### THE REQUEST
Every line below should be copied exactly; drop the pictures.

### SUPPLIED MATERIAL
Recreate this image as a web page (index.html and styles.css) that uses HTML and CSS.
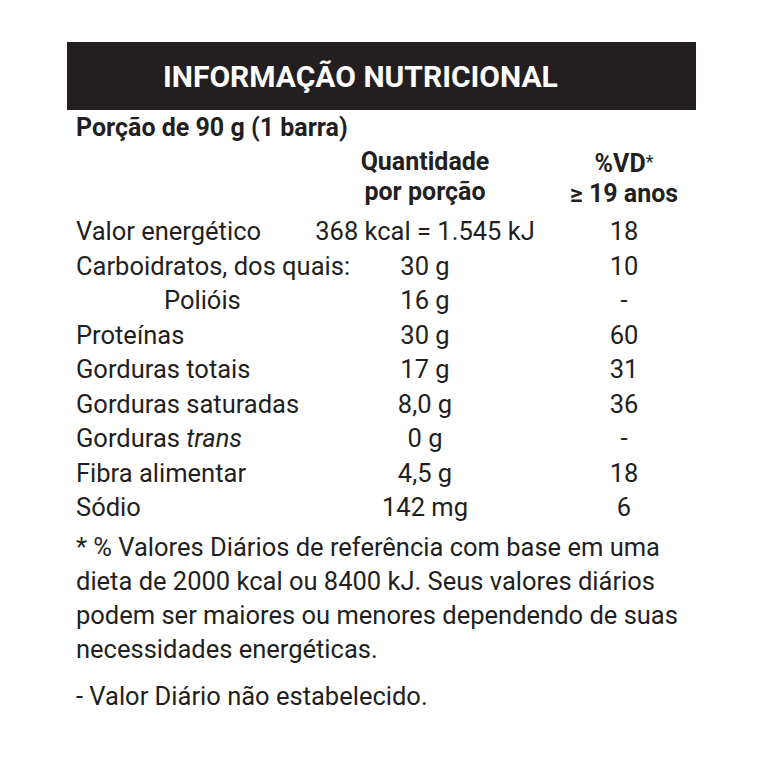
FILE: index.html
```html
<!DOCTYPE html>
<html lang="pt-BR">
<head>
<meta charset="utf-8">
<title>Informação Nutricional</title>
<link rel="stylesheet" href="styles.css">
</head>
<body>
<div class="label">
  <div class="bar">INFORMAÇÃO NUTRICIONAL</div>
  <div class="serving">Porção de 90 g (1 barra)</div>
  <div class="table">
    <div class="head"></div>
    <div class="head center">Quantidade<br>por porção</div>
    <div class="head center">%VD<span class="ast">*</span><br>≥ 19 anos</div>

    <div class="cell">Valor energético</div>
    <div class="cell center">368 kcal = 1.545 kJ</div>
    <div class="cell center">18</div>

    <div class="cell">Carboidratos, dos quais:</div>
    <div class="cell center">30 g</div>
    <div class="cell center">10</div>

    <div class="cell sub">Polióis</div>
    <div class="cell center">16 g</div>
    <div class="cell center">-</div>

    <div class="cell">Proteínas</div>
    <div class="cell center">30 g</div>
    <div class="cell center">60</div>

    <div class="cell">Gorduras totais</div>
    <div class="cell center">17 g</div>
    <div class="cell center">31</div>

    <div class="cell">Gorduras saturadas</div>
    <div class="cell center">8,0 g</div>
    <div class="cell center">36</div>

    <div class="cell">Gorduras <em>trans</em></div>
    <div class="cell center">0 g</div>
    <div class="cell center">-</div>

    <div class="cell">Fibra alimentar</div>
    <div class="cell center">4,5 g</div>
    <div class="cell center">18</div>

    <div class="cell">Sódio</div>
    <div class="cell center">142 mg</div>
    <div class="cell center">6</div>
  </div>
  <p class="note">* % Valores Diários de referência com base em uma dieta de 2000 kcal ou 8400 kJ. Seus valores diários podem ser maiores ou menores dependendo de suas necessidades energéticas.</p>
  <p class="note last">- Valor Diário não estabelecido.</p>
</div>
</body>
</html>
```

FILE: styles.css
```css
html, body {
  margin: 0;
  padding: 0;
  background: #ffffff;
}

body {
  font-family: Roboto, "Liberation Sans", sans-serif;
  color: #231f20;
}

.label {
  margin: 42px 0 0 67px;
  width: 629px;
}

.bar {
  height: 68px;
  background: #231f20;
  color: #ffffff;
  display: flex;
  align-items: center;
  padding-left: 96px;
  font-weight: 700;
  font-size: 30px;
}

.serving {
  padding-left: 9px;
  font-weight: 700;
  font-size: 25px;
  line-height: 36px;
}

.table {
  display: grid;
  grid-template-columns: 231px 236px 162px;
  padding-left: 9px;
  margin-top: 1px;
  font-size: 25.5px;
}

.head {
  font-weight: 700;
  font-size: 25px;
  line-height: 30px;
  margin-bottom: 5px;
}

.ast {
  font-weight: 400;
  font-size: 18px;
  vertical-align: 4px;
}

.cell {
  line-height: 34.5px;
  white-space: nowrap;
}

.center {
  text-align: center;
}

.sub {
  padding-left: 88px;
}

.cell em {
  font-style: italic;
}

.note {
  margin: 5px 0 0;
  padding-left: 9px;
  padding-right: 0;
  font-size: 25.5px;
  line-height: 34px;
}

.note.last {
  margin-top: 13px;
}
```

### FINISHED TASK
Recreate this image as a web page (index.html and styles.css) that uses HTML and CSS.
FILE: index.html
```html
<!DOCTYPE html>
<html lang="pt-BR">
<head>
<meta charset="utf-8">
<title>Informação Nutricional</title>
<link rel="stylesheet" href="styles.css">
</head>
<body>
<div class="label">
  <div class="bar">INFORMAÇÃO NUTRICIONAL</div>
  <div class="serving">Porção de 90 g (1 barra)</div>
  <div class="table">
    <div class="head"></div>
    <div class="head center">Quantidade<br>por porção</div>
    <div class="head center">%VD<span class="ast">*</span><br>≥ 19 anos</div>

    <div class="cell">Valor energético</div>
    <div class="cell center">368 kcal = 1.545 kJ</div>
    <div class="cell center">18</div>

    <div class="cell">Carboidratos, dos quais:</div>
    <div class="cell center">30 g</div>
    <div class="cell center">10</div>

    <div class="cell sub">Polióis</div>
    <div class="cell center">16 g</div>
    <div class="cell center">-</div>

    <div class="cell">Proteínas</div>
    <div class="cell center">30 g</div>
    <div class="cell center">60</div>

    <div class="cell">Gorduras totais</div>
    <div class="cell center">17 g</div>
    <div class="cell center">31</div>

    <div class="cell">Gorduras saturadas</div>
    <div class="cell center">8,0 g</div>
    <div class="cell center">36</div>

    <div class="cell">Gorduras <em>trans</em></div>
    <div class="cell center">0 g</div>
    <div class="cell center">-</div>

    <div class="cell">Fibra alimentar</div>
    <div class="cell center">4,5 g</div>
    <div class="cell center">18</div>

    <div class="cell">Sódio</div>
    <div class="cell center">142 mg</div>
    <div class="cell center">6</div>
  </div>
  <p class="note">* % Valores Diários de referência com base em uma dieta de 2000 kcal ou 8400 kJ. Seus valores diários podem ser maiores ou menores dependendo de suas necessidades energéticas.</p>
  <p class="note last">- Valor Diário não estabelecido.</p>
</div>
</body>
</html>
```

FILE: styles.css
```css
html, body {
  margin: 0;
  padding: 0;
  background: #ffffff;
}

body {
  font-family: Roboto, "Liberation Sans", sans-serif;
  color: #231f20;
}

.label {
  margin: 42px 0 0 67px;
  width: 629px;
}

.bar {
  height: 68px;
  background: #231f20;
  color: #ffffff;
  display: flex;
  align-items: center;
  padding-left: 96px;
  font-weight: 700;
  font-size: 30px;
}

.serving {
  padding-left: 9px;
  font-weight: 700;
  font-size: 25px;
  line-height: 36px;
}

.table {
  display: grid;
  grid-template-columns: 231px 236px 162px;
  padding-left: 9px;
  margin-top: 1px;
  font-size: 25.5px;
}

.head {
  font-weight: 700;
  font-size: 25px;
  line-height: 30px;
  margin-bottom: 5px;
}

.ast {
  font-weight: 400;
  font-size: 18px;
  vertical-align: 4px;
}

.cell {
  line-height: 34.5px;
  white-space: nowrap;
}

.center {
  text-align: center;
}

.sub {
  padding-left: 88px;
}

.cell em {
  font-style: italic;
}

.note {
  margin: 5px 0 0;
  padding-left: 9px;
  padding-right: 0;
  font-size: 25.5px;
  line-height: 34px;
}

.note.last {
  margin-top: 13px;
}
```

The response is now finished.